● **Aim of the task**: Identify and reproduce every line holding the string "index".

● **Data shown**:

◇ ◇ ◇ ◇ ◇

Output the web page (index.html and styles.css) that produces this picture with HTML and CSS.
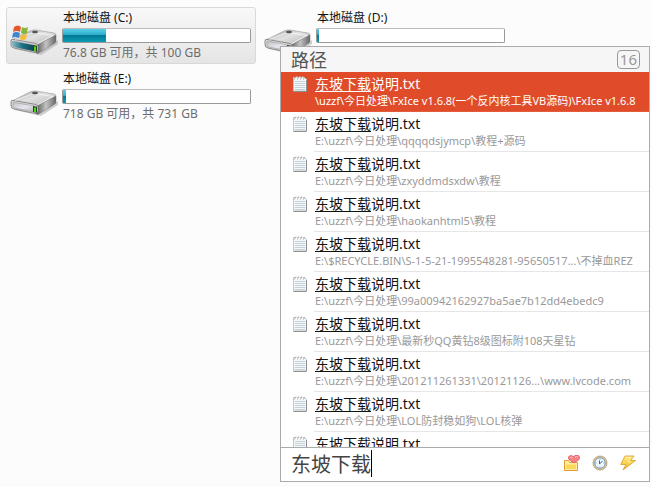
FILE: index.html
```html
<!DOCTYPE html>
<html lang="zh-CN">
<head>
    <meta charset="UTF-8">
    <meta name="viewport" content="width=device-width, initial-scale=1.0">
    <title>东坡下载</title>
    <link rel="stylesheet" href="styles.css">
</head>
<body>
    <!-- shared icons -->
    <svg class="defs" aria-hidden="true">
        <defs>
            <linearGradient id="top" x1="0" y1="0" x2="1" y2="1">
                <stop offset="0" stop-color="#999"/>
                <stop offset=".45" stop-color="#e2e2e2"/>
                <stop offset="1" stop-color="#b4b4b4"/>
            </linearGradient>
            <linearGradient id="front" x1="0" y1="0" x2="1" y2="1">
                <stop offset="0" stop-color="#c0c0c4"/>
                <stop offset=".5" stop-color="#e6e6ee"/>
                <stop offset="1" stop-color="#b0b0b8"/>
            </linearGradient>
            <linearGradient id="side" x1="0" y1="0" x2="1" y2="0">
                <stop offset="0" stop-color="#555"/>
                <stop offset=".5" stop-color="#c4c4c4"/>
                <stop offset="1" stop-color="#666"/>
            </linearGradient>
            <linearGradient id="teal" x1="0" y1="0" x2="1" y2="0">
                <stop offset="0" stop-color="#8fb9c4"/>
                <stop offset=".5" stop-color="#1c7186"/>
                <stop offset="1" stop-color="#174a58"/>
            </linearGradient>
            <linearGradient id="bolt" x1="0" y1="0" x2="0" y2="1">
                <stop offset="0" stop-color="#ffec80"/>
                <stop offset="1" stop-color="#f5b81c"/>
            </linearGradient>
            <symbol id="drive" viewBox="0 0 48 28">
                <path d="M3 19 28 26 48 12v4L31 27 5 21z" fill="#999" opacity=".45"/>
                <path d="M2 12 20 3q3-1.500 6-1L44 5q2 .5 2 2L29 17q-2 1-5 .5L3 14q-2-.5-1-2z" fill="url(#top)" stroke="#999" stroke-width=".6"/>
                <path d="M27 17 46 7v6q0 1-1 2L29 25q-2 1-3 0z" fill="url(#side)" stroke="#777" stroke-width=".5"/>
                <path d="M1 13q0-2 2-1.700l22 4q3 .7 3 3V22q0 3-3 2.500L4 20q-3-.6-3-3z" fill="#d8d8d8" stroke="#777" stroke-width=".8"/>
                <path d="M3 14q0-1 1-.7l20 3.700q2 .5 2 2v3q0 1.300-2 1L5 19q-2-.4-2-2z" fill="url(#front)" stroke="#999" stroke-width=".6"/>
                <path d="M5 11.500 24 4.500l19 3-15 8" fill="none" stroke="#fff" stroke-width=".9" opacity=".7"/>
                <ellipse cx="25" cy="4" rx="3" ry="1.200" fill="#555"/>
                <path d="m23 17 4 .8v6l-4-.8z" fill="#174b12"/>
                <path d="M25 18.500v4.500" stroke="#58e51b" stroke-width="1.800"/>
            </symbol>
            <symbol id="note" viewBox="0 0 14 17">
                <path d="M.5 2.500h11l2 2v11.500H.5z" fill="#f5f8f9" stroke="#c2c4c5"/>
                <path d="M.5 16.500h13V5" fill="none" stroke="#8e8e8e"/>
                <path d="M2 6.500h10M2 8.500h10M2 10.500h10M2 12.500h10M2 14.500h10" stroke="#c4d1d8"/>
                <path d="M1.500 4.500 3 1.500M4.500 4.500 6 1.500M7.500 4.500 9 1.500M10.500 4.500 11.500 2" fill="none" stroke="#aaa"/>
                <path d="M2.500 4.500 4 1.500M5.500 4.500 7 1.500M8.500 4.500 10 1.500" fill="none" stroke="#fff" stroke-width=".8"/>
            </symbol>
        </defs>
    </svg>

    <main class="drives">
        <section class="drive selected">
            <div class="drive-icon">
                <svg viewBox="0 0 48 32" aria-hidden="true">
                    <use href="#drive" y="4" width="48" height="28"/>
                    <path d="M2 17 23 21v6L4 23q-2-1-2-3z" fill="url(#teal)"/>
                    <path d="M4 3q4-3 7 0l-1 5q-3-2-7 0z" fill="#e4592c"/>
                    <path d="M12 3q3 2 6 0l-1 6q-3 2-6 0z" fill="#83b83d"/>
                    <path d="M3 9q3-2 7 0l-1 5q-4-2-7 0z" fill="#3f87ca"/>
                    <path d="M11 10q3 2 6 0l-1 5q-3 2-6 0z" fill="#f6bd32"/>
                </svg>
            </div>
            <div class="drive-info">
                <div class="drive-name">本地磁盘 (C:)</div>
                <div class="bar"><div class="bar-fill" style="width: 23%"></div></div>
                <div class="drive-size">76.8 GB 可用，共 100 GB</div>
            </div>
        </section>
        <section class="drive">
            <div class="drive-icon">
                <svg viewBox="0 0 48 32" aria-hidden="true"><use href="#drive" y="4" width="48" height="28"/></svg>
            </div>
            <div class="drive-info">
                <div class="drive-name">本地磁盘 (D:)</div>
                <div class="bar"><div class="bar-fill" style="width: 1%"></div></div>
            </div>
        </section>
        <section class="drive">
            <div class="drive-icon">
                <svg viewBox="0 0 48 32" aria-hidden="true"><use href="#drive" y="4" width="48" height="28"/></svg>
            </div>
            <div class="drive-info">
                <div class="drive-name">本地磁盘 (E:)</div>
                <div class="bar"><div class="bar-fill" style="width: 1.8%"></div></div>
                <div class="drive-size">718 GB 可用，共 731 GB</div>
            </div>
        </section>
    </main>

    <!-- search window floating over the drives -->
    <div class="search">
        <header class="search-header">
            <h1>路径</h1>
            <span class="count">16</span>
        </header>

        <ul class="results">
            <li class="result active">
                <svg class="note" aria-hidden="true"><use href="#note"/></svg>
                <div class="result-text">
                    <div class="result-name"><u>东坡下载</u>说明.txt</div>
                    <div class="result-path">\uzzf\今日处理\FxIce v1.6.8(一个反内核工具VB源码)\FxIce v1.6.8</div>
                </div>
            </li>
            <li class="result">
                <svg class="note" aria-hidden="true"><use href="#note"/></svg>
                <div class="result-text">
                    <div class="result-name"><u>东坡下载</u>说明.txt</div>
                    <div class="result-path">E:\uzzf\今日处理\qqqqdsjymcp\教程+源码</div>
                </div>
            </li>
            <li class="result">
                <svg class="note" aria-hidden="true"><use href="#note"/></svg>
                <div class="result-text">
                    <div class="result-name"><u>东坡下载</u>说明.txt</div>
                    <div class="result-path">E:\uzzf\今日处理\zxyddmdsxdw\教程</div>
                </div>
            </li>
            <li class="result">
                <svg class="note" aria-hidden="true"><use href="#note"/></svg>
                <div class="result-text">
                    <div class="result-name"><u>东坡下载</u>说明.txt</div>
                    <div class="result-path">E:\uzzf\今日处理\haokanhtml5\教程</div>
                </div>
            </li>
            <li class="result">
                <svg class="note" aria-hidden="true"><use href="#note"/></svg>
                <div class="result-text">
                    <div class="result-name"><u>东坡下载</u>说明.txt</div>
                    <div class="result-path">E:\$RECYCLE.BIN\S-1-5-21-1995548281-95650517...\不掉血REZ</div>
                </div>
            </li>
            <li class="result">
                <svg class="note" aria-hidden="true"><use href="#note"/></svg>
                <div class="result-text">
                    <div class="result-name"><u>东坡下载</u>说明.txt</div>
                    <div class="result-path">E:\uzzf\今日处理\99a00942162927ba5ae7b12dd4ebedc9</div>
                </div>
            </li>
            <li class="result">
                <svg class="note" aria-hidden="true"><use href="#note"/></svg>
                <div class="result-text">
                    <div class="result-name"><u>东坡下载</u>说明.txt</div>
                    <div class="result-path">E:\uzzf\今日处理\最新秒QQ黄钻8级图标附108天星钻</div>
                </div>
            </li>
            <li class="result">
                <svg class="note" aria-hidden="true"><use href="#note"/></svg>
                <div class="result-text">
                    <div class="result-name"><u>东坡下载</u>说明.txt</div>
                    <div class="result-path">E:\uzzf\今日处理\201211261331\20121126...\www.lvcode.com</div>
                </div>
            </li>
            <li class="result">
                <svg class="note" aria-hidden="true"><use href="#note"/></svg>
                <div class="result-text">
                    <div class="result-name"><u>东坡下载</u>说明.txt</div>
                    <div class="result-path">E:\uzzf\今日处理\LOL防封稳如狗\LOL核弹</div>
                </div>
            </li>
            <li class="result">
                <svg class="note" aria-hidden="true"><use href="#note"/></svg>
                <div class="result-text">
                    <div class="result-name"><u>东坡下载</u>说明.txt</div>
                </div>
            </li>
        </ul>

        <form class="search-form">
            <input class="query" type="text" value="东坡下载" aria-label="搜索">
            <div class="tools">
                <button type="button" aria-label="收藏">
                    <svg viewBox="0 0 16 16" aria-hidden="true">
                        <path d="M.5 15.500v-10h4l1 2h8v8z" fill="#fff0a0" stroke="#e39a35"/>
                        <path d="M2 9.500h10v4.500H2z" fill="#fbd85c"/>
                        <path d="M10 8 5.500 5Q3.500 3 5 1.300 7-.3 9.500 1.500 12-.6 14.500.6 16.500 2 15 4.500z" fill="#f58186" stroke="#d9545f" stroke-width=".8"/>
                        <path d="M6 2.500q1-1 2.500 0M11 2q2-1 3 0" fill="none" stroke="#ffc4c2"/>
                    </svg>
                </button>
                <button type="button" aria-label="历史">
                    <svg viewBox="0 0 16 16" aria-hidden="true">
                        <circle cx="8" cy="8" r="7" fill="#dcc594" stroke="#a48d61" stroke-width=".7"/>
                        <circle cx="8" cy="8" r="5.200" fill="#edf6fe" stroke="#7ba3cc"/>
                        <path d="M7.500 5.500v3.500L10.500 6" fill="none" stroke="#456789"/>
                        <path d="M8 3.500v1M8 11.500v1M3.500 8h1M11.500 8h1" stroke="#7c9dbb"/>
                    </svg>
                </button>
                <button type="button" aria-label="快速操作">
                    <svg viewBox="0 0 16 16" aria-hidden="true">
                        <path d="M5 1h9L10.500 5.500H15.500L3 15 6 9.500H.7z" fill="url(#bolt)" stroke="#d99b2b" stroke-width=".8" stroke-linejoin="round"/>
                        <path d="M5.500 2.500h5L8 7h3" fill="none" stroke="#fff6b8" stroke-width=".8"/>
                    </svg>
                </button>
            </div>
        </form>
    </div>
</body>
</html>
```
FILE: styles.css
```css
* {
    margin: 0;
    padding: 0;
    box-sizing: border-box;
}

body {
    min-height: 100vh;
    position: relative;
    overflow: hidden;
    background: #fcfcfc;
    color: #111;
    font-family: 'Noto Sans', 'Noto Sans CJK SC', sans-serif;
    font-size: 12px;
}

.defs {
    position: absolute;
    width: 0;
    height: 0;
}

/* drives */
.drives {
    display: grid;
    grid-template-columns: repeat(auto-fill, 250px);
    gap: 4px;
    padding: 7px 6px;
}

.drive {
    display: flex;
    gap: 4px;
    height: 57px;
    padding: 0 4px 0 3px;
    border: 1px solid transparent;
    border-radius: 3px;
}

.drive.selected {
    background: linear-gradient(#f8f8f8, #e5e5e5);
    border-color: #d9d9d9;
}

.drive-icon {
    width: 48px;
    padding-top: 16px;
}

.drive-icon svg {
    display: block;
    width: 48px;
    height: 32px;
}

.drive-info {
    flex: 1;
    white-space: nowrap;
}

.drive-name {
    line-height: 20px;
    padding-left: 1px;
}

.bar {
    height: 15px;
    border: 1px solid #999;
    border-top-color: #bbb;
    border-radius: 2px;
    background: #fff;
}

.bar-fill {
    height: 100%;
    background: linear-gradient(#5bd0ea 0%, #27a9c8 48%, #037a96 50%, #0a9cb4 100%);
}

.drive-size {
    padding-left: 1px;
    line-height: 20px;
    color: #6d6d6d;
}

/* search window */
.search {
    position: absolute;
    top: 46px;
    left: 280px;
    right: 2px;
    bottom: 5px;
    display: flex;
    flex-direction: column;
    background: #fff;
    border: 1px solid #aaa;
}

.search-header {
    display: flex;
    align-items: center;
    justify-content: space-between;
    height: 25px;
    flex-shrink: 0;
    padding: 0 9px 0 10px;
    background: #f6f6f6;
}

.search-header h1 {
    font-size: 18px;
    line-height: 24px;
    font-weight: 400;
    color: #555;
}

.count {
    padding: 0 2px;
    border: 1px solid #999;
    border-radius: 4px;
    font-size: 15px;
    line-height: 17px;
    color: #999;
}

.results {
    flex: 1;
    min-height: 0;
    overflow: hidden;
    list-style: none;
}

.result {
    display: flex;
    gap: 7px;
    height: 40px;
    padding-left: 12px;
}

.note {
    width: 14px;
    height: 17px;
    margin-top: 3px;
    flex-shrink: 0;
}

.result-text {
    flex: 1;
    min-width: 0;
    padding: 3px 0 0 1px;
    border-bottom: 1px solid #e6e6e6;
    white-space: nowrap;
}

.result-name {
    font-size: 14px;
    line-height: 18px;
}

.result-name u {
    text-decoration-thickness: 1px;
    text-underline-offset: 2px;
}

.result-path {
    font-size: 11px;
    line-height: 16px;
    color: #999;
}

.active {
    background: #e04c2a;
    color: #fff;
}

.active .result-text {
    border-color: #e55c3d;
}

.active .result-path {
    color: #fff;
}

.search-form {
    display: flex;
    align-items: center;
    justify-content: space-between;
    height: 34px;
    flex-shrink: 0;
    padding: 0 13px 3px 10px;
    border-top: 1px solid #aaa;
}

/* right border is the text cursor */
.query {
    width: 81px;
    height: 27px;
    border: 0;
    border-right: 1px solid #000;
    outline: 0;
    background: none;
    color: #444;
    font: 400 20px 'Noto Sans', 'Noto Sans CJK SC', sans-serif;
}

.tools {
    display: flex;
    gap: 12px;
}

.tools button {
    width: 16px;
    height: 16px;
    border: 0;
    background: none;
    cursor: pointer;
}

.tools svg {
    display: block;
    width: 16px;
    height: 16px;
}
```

◇ ◇ ◇ ◇ ◇

● **Solution to this task**:
Output the web page (index.html and styles.css) that produces this picture with HTML and CSS.
FILE: index.html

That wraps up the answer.